The incident started last Sunday, when a local vigilante leader known as “The Engineer” was abducted by a drug gang in the town of San Miguel Totolapan. The vigilante group sought revenge by kidnapping the mother of the drug kingpin, known as El Tequilero (The Tequila Maker), along with additional hostages accused of acting in cahoots with his gang.

The vigilante group then taped a video message of the kingpin’s mother pleading with her drug boss son to release The Engineer in exchange for her own freedom. The video was given to local journalists and published on Mexican social media.

“Look… son, if you have The Engineer please release him… if you have him I trust that you’ll release him… please do it,” the elderly woman says in her video message.

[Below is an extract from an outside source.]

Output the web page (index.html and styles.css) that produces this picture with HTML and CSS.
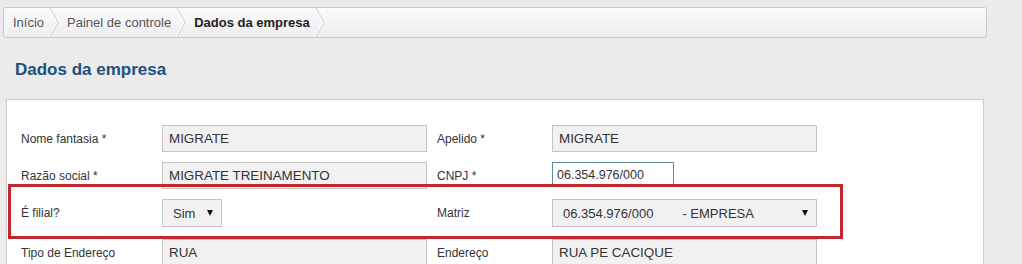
FILE: index.html
```html
<!DOCTYPE html>
<html lang="pt-BR">
<head>
    <meta charset="UTF-8">
    <meta name="viewport" content="width=device-width, initial-scale=1.0">
    <title>Dados da empresa</title>
    <link rel="stylesheet" href="styles.css">
</head>
<body>
    <div class="page">
        <div class="breadcrumb">
            <span class="crumb">Início</span>
            <svg class="sep" width="10" height="29" viewBox="0 0 10 29"><polyline points="1,0 9,14.5 1,29" fill="none" stroke="#c8c8c8" stroke-width="1"/><polyline points="0,0 8,14.5 0,29" fill="none" stroke="#fff" stroke-width="1"/></svg>
            <span class="crumb">Painel de controle</span>
            <svg class="sep" width="10" height="29" viewBox="0 0 10 29"><polyline points="1,0 9,14.5 1,29" fill="none" stroke="#c8c8c8" stroke-width="1"/><polyline points="0,0 8,14.5 0,29" fill="none" stroke="#fff" stroke-width="1"/></svg>
            <span class="crumb active">Dados da empresa</span>
            <svg class="sep" width="10" height="29" viewBox="0 0 10 29"><polyline points="1,0 9,14.5 1,29" fill="none" stroke="#c8c8c8" stroke-width="1"/><polyline points="0,0 8,14.5 0,29" fill="none" stroke="#fff" stroke-width="1"/></svg>
        </div>

        <h1 class="page-title">Dados da empresa</h1>

        <div class="panel">
            <div class="row">
                <label class="label">Nome fantasia *</label>
                <div class="field wide">MIGRATE</div>
                <label class="label">Apelido *</label>
                <div class="field wide">MIGRATE</div>
            </div>
            <div class="row">
                <label class="label">Razão social *</label>
                <div class="field wide">MIGRATE TREINAMENTO</div>
                <label class="label">CNPJ *</label>
                <div class="field focus">06.354.976/000</div>
            </div>
            <div class="row tall">
                <label class="label">É filial?</label>
                <div class="select small"><span>Sim</span><span class="arrow"></span></div>
                <label class="label">Matriz</label>
                <div class="select wide"><span>06.354.976/000<span class="gap">- EMPRESA</span></span><span class="arrow"></span></div>
            </div>
            <div class="row">
                <label class="label">Tipo de Endereço</label>
                <div class="field wide">RUA</div>
                <label class="label">Endereço</label>
                <div class="field wide">RUA PE CACIQUE</div>
            </div>

            <div class="highlight"></div>
        </div>
    </div>
</body>
</html>
```

FILE: styles.css
```css
body {
    margin: 0;
    font-family: "Liberation Sans", Arial, sans-serif;
    background-color: #ebebeb;
    color: #333;
}
.page {
    padding: 7px 35px 0 3px;
}
.breadcrumb {
    display: flex;
    align-items: center;
    height: 29px;
    padding-left: 9px;
    border: 1px solid #c9c9c9;
    border-radius: 3px;
    background: linear-gradient(#fbfbfb, #ededed);
    font-size: 13px;
}
.crumb {
    color: #555;
}
.crumb.active {
    color: #222;
    font-weight: bold;
}
.sep {
    margin: 0 8px 0 5px;
}
.page-title {
    margin: 22px 0 19px 12px;
    font-size: 17px;
    line-height: 20px;
    color: #21507a;
}
.panel {
    position: relative;
    margin: 0 3px;
    height: 200px;
    padding: 25px 0 0 14px;
    background-color: #fff;
    border: 1px solid #cdcdcd;
}
.row {
    display: grid;
    grid-template-columns: 141px 275px 115px 265px;
    align-items: center;
    height: 27px;
    margin-bottom: 10px;
}
.row.tall {
    height: 28px;
    margin-bottom: 12px;
}
.label {
    font-size: 12px;
    color: #333;
}
.field,
.select {
    box-sizing: border-box;
    height: 100%;
    display: flex;
    align-items: center;
    padding-left: 6px;
    background-color: #f1f1f1;
    border: 1px solid #c4c4c4;
    font-size: 13.4px;
    color: #333;
}
.wide {
    width: 265px;
}
.field.focus {
    width: 122px;
    height: 25px;
    align-self: start;
    padding-left: 4px;
    background-color: #fff;
    border-color: #5e8c9c;
    font-size: 12.5px;
}
.select {
    justify-content: space-between;
    padding: 0 8px 0 10px;
    font-size: 13px;
}
.select.small {
    width: 60px;
}
.gap {
    margin-left: 29px;
}
.arrow {
    width: 0;
    height: 0;
    border-left: 3.5px solid transparent;
    border-right: 3.5px solid transparent;
    border-top: 6px solid #111;
}
.highlight {
    position: absolute;
    left: 1px;
    top: 84px;
    width: 829px;
    height: 49px;
    border: 3px solid #c1272d;
}
```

The vigilante group also helped The Engineer’s wife publish a video message on Facebook where she taunts the drug boss and urges local authorities to do something.

“We have his mother… I’m asking for an exchange for my husband’s life. I will give him his mother… but I want him safe and sound,” the woman says in the video.


The hostage exchange reportedly took two days to negotiate. The vigilante leader was finally released on Wednesday night and was greeted by the armed civilians as he embraced his crying family members.

In exchange, the vigilantes handed over the drug kingpin’s mother to state police. They shouted insults at her and the cops as the woman was put into a squad car.

“El pueblo unido jamás será vencido!” (The people united will never be defeated!), they chanted.

The governor of Guerrero told reporters the state acted as a “mediator” between the two outlaw groups.

The incident is further evidence of how vigilante groups have essentially become de facto authorities in some towns in southern Mexico. The vigilantes continue fighting drug cartels by spreading their own propaganda on social media and mimicking criminal tactics including kidnapping, torture and extrajudicial killings.

Instead of working to improve rule of law by strengthening institutions, the government has opted to send more soldiers into the disputed areas while incorporating some of the self-defense groups to official police units.

But some vigilante groups in Guerrero and Michoacán have evolved into mini-cartels in their own right, becoming the same type of monster they were born to fight.